Starting from release of 1.4.0 version, this environment variable allows users to pass I/O hints to PnetCDF library. Hints can be a combination of both PnetCDF and MPI-IO hints.

The value is a string of hints separated by ";" and each hint is in the form of "hint=value". E.g. under csh/tcsh environment, use command:

setenv PNETCDF_HINTS "romio_ds_write=disable;nc_header_align_size=1048576"

Under bash environment, use command:

export PNETCDF_HINTS="romio_ds_write=disable;nc_header_align_size=1048576"

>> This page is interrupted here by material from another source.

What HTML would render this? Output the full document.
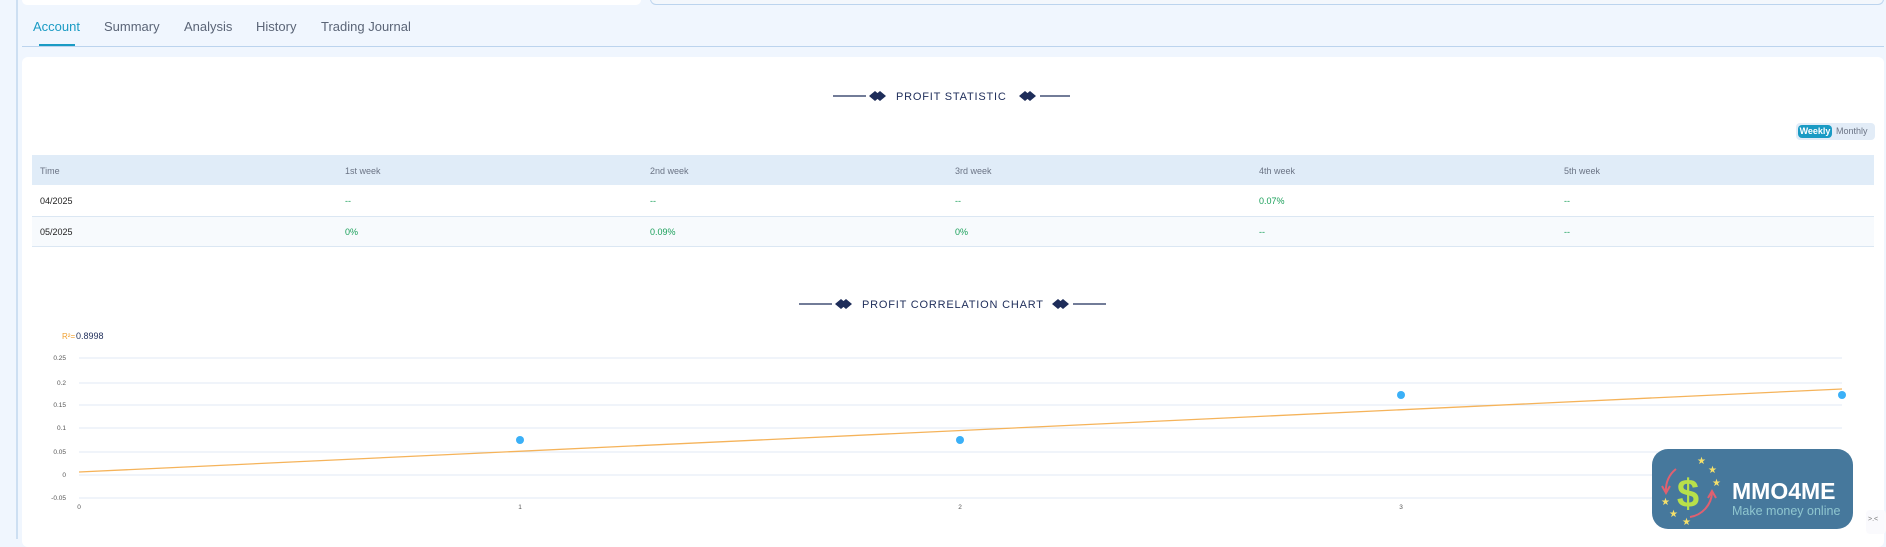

Note the environment variables precede the (hint) values set in the application program, i.e. through MPI info object passed to See ncmpi_create and See ncmpi_open. Hints nc_header_align_size, nc_var_align_size, and nc_record_align_size precede the arguments v_align and r_align passed to See ncmpi__enddef.

Available PnetCDF hints

nc_header_align_size

(Before version 1.4.0) It aligns the size of header extent of a newly created file. This hint was first introduced in version 1.1.0, but can only be passed to PnetCDF through an MPI info object, rather than setting the environment variable PNETCDF_HINTS.

(Between version 1.4.0 and 1.13.0) It aligns the size of header extent of a newly created file. The default is 512 bytes. If the file striping size is known and the total size of all fixed-size variables is larger than 4 times the file striping size, then this hint will be set to the file striping size, i.e. the size of header extent will be the smallest multiple of striping size that is larger than the file header size. Set the value to 1 to disable the alignment.

(Version 1.13.0 and later) Starting from 1.13.0, the file striping size is no longer used to set the file header extent. This is because it can result in a large header extent than wanted, especially when the file striping size is large, e.g. 16 MB, and the header size is much smaller, e.g. less than 1 MB.

nc_var_align_size

(Before version 1.4.0) It aligns the size of header extent of a newly created file. This hint was first introduced in version 1.1.0, but can only be passed to PnetCDF through an MPI info object, rather than setting the environment variable PNETCDF_HINTS.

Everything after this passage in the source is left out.